→ **Supplied material**:
-- BEGIN --

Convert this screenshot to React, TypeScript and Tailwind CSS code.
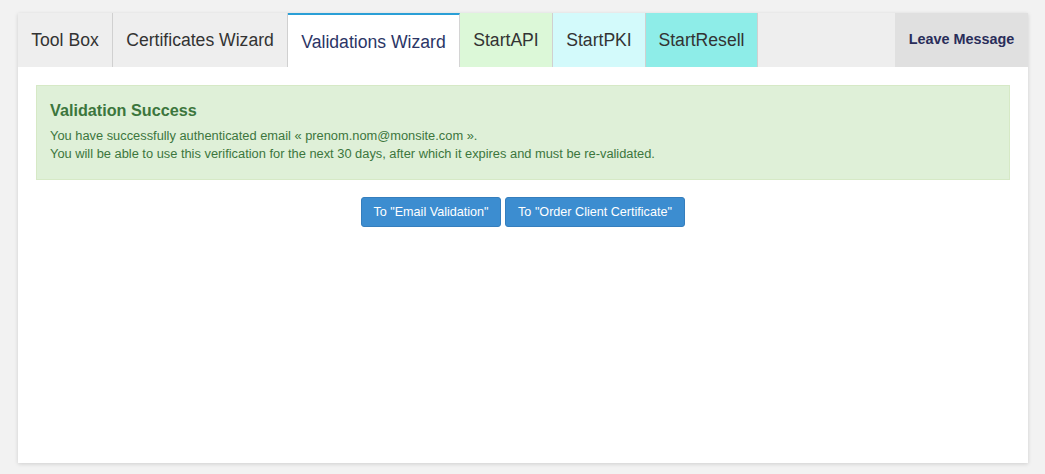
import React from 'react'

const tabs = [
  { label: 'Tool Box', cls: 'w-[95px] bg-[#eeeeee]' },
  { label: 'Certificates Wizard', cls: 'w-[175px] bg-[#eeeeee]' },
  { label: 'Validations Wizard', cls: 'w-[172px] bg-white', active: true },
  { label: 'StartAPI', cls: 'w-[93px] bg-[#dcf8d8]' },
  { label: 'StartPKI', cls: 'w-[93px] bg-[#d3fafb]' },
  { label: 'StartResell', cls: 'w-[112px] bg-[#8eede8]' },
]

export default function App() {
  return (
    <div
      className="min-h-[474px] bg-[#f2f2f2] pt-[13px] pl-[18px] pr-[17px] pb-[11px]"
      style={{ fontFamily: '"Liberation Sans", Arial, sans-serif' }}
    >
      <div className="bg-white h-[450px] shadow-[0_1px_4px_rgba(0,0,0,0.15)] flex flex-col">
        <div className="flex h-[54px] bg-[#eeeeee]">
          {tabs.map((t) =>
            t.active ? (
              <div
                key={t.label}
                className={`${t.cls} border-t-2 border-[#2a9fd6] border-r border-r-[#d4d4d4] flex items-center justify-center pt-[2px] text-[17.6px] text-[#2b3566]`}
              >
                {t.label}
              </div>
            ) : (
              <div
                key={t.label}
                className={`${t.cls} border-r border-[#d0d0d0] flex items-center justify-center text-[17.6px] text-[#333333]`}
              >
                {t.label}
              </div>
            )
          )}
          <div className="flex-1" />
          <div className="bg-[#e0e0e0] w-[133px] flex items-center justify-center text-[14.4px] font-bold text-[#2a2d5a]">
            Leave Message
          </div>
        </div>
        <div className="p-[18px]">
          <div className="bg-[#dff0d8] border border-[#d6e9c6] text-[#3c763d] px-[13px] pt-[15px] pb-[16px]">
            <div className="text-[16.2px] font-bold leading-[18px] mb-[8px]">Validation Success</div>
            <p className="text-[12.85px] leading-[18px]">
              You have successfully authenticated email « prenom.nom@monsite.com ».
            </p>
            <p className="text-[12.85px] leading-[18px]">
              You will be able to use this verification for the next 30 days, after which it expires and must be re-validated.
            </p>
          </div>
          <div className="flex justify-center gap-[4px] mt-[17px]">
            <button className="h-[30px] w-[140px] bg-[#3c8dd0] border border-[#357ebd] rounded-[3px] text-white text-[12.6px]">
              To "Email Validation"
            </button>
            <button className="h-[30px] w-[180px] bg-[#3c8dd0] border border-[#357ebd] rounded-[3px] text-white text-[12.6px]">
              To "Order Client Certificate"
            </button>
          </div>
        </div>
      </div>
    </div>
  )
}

-- END --

→ **Task instructions**: Leave out the pictures and reproduce the rest of the listing exactly.

→ **Response to the task**:
Convert this screenshot to React, TypeScript and Tailwind CSS code.
import React from 'react'

const tabs = [
  { label: 'Tool Box', cls: 'w-[95px] bg-[#eeeeee]' },
  { label: 'Certificates Wizard', cls: 'w-[175px] bg-[#eeeeee]' },
  { label: 'Validations Wizard', cls: 'w-[172px] bg-white', active: true },
  { label: 'StartAPI', cls: 'w-[93px] bg-[#dcf8d8]' },
  { label: 'StartPKI', cls: 'w-[93px] bg-[#d3fafb]' },
  { label: 'StartResell', cls: 'w-[112px] bg-[#8eede8]' },
]

export default function App() {
  return (
    <div
      className="min-h-[474px] bg-[#f2f2f2] pt-[13px] pl-[18px] pr-[17px] pb-[11px]"
      style={{ fontFamily: '"Liberation Sans", Arial, sans-serif' }}
    >
      <div className="bg-white h-[450px] shadow-[0_1px_4px_rgba(0,0,0,0.15)] flex flex-col">
        <div className="flex h-[54px] bg-[#eeeeee]">
          {tabs.map((t) =>
            t.active ? (
              <div
                key={t.label}
                className={`${t.cls} border-t-2 border-[#2a9fd6] border-r border-r-[#d4d4d4] flex items-center justify-center pt-[2px] text-[17.6px] text-[#2b3566]`}
              >
                {t.label}
              </div>
            ) : (
              <div
                key={t.label}
                className={`${t.cls} border-r border-[#d0d0d0] flex items-center justify-center text-[17.6px] text-[#333333]`}
              >
                {t.label}
              </div>
            )
          )}
          <div className="flex-1" />
          <div className="bg-[#e0e0e0] w-[133px] flex items-center justify-center text-[14.4px] font-bold text-[#2a2d5a]">
            Leave Message
          </div>
        </div>
        <div className="p-[18px]">
          <div className="bg-[#dff0d8] border border-[#d6e9c6] text-[#3c763d] px-[13px] pt-[15px] pb-[16px]">
            <div className="text-[16.2px] font-bold leading-[18px] mb-[8px]">Validation Success</div>
            <p className="text-[12.85px] leading-[18px]">
              You have successfully authenticated email « prenom.nom@monsite.com ».
            </p>
            <p className="text-[12.85px] leading-[18px]">
              You will be able to use this verification for the next 30 days, after which it expires and must be re-validated.
            </p>
          </div>
          <div className="flex justify-center gap-[4px] mt-[17px]">
            <button className="h-[30px] w-[140px] bg-[#3c8dd0] border border-[#357ebd] rounded-[3px] text-white text-[12.6px]">
              To "Email Validation"
            </button>
            <button className="h-[30px] w-[180px] bg-[#3c8dd0] border border-[#357ebd] rounded-[3px] text-white text-[12.6px]">
              To "Order Client Certificate"
            </button>
          </div>
        </div>
      </div>
    </div>
  )
}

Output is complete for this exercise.